The “Investigative Report on the U.S. National Security Issues Posed by Chinese Telecommunications Companies Huawei and ZTE” report concludes that these two companies should be banned from doing business with the US government and recommends that private companies shun them as well.
The U.S. House of Representatives’ Permanent Select Committee on Intelligence just released its scathing report on Huawei and ZTE, two of the world’s largest and fastest growing telecom equipment vendor. The report emphatically concludes that both of these companies are a threat to U.S. national security interests and because of the vulnerabilities in the telecommunications supply chain pose a significant risk.
During the investigation, Huawei and ZTE, instead of cooperating fully, obfuscated, provided unbelievable, unsubstantiated and contradictory answers. Their evasiveness led the committee to conclude that both companies are hiding “the influence of the foreign government in company activities and decision making process.” The committee also stated it has every reason to believe that Huawei and ZTE will continue to ignore US intellectual property (copying patented products with impunity) and business laws/practices. To be fair, ZTE is a public company and is more transparent.
Accordingly, the committee recommended excluding Huawei’s and ZTE’s equipment in government agencies and departments and urged that the private sector follow suit. They also called for the US government to investigate the unfair trade practices and intellectual property violations and proposed that Congress pass laws to address these risks.
A day late?
Although the U.S. House of Representatives’ Permanent Select Committee on Intelligence report banning Huawei and ZTE from the US market is reverberating throughout the telecom world, will it change the telecom landscape significantly in the long term or will it be just a temporary detour?
In the short term, this report spotlights and temporarily deters China’s attempt to enter into the US. Carriers and enterprises, already cautious, will not want to jeopardize their government contracts. Outside of the US, it will somewhat slow China’s penetration in western markets in the short to medium term (in emerging markets, it will likely not have much effect).

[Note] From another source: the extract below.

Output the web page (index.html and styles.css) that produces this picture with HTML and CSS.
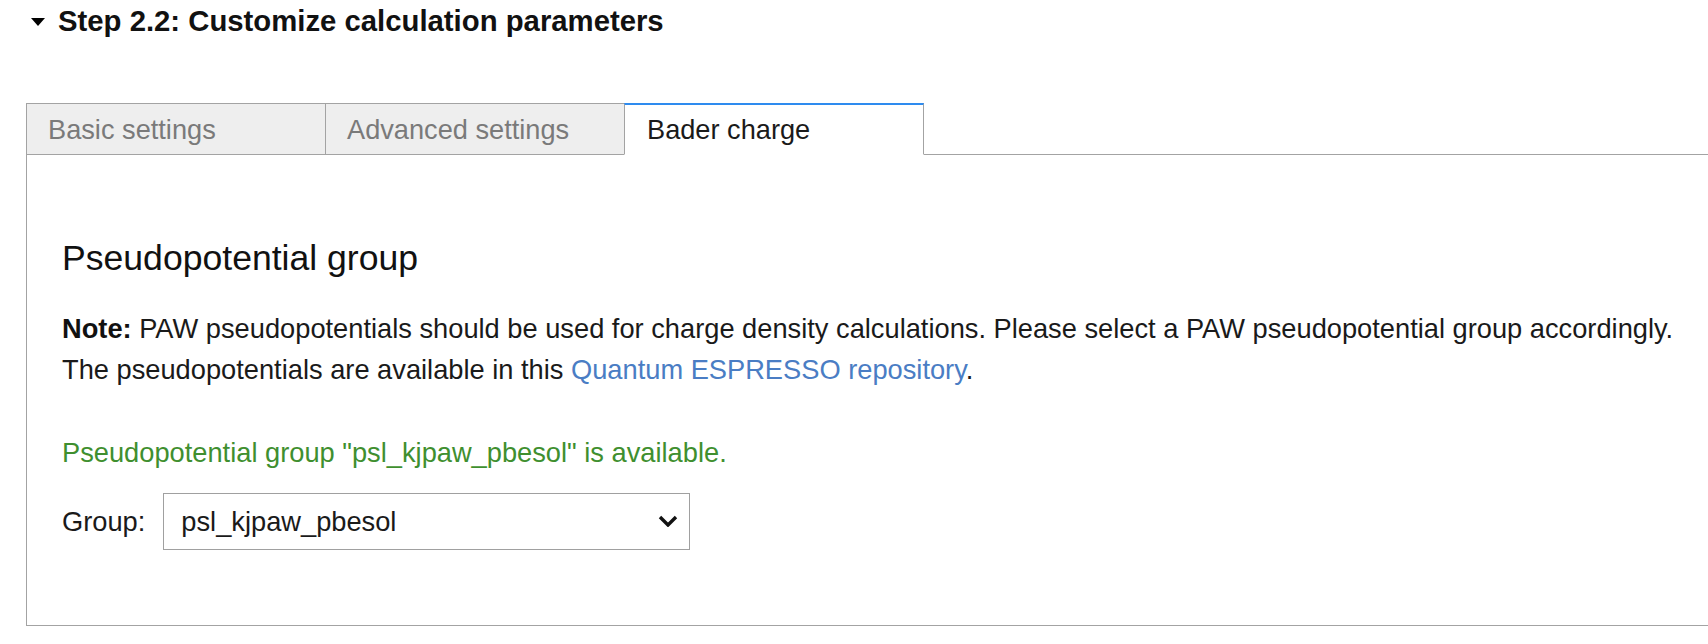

The long-term outlook is less clear and depends on how much China is willing to abide by western market standards and to what extent governments are willing to enforce market rules. To date, many customers and governments have benefited from the ethically challenged business practices and are willing to look the other way. At some point, there may be a backlash. Another key factor is their actual support and security track record. A major security incident related to these companies’ equipment that could have been avoided would bolster the US’ position.
The bottom line?
China is protesting that this report is politically motivated — that stands to reason given national security is at stake and laws are being broken — but given China’s lack of cooperation and transparency, the committee really had no other choice. It should come as no surprise that the committee had ample, credible evidence backing up the allegations. (Many of the allegations of misconduct, including bribery, espionage, and beaconing, have been verified to me privately by people with first-hand knowledge.) When China stonewalled the committee’s investigation, it is easy to see why they came to these conclusions and followed up with targeted and specific recommendations. Sorry, China, but lip service does not cut it.
The long-term solution for China is to actually disentangle the private sector from the government and military; show transparency about corporate ownership and decision making; and abide by the same rules of commercial engagement as its western counter parts.